Dear Red States:
We've decided we're leaving. We intend to form our own country, and we're taking the other Blue States with us. In case you aren't aware, that includes California, Hawaii, Oregon, Washington, Minnesota, Wisconsin, Michigan, Illinois and all the Northeast. We believe this split will be beneficial to the nation, and especially to the people of the new country of New California.
To sum up briefly: You get Texas, Oklahoma and all the slave states. We get stem cell research and the best beaches. We get the Statue of Liberty. You get Dollywood. We get Intel and Microsoft. You get WorldCom. We get Harvard. You get Ole' Miss. We get 85 percent of America's venture capital and entrepreneurs. You get Alabama. We get two-thirds of the tax revenue, you get to make the red states pay
their fair share.
Since our aggregate divorce rate is 22 percent lower than the Christian Coalition's, we get a bunch of happy families. Please be aware that Nuevo California will be pro-choice and anti-war, and we're going to want all our citizens back from Iraq at once. If you need people to fight, ask your evangelicals.
With the Blue States in hand, we will have firm control of 80 percent of the country's fresh water, more than 90 percent of the pineapple and lettuce, 92 percent of the nation's fresh fruit, 95 percent of America's quality wines (you can serve French wines at state dinners) 90 percent of all cheese, 90 percent of the high tech industry, most of the U.S. low-sulfur coal, all living redwoods, sequoias and condors, all the Ivy and Seven Sister schools plus Stanford, Cal Tech and MIT. With the Red States, on the other hand, you will have to cope with 88 percent of all obese Americans (and their projected health care costs), 92 percent of all U.S. mosquitoes, nearly 100 percent of the tornadoes, 90 percent of the hurricanes, 99 percent of all Southern Baptists, virtually 100 percent of all televangelists, Rush Limbaugh, Bob Jones University, Clemson and the University of Georgia. We get Hollywood and Yosemite, thank you.
Additionally, 38 percent of those in the Red states believe Jonah was actually swallowed by a whale, 62 percent believe life is sacred unless we're discussing the death penalty or gun laws, 44 percent say that evolution is only a theory, 53 percent that Sadam was involved in 9/11... and 61 percent of you crazy bastards believe you
are people with higher morals then we lefties.

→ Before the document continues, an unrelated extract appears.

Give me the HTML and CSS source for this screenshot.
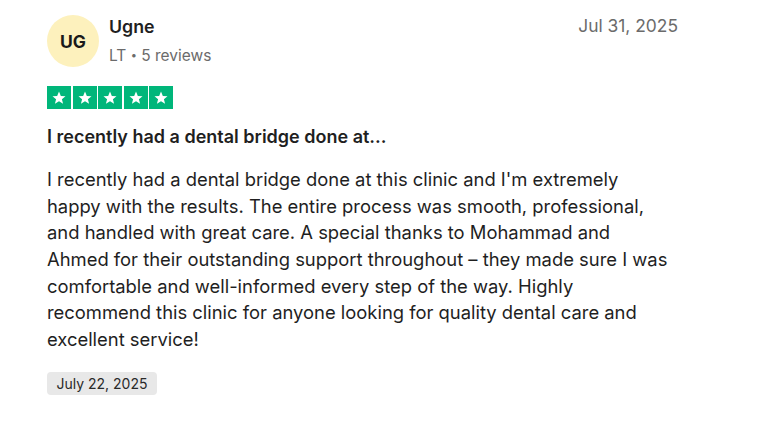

Finally, we're taking the good pot, too. You can have that dirt weed they grow in Mexico.
Peace out,
Blue States
Hug and a H/T to Bob and Dusty for this lil gem. ;)
14 comments:
Looks like I better prepare to immigrate.
'Course that map could change a little next week.
It seems to be changing minute to minute. I loved your post today. I might want to link it to my site. Got to think on that. It's the best explanation of the way taxes are used. In Utah we pay tax on food. All food. That's got to be one of the most regressive taxes in the country. And we're supposed to be so pro-family here in the very very reddest state in the country. We have you guys beat babe. At least you have a significant black population.
that was great!
Yeah, being annexed sounds a lot more relaxing than having to pack once again.. and you described the benefits well.
Susan, I followed that link and I owe you a credit. I hope I have something of value to offer you sometime for the stealing. Feel free.
I just saw your note but not to worry since it's an idea that's been making the rounds for years. We found the map in 2004 and don't remember where but the story in your post is way better. I just thought it was funny seeing the picture again and linked.
thanks for making me laugh. when I retire I might want some of that premo weed your talking about.
The Old Lady keeps talking about moving back to the states when we retire. One thing you forgot to mention is that everyone in the Blue States would have health care while the Reds would be on their own.
Here in the land of Kudzu they tax food at 2% and everything else at 7 or 8%. But hey, Shameless wants to tax everything at 23% or more.
Unfair! I haven't been to Dollywood yet and once we secede I might not be able to get the proper visas.
Here they tax food at the usual rate of &.75%. Mormons always vote against their own self-interest. That's why the state government is chock full of them. But in Salt Lake, we have a democrat in the mayor's office and most of our city council.
I live in WA so I'm here and ready! Great post! glad I found you, it was a round about trip, but I'll be back.
thank god you are a plagiarism supporter, because I lifted this and posted it on a discussion board I know. Many people applauded, and you may even get some new readers out of it! lol
Oh please don't give up on us. I'm from Missouri and I'm taking election day off to knock on doors to get out the vote. There are many of us in the Red States who who would have to immigrate north. Hope you're not planning on building a wall because i would jump it.
sure..throw this babe out with the bathwater..we're holdin' down the fort here, just so you know..in the thick of it no less!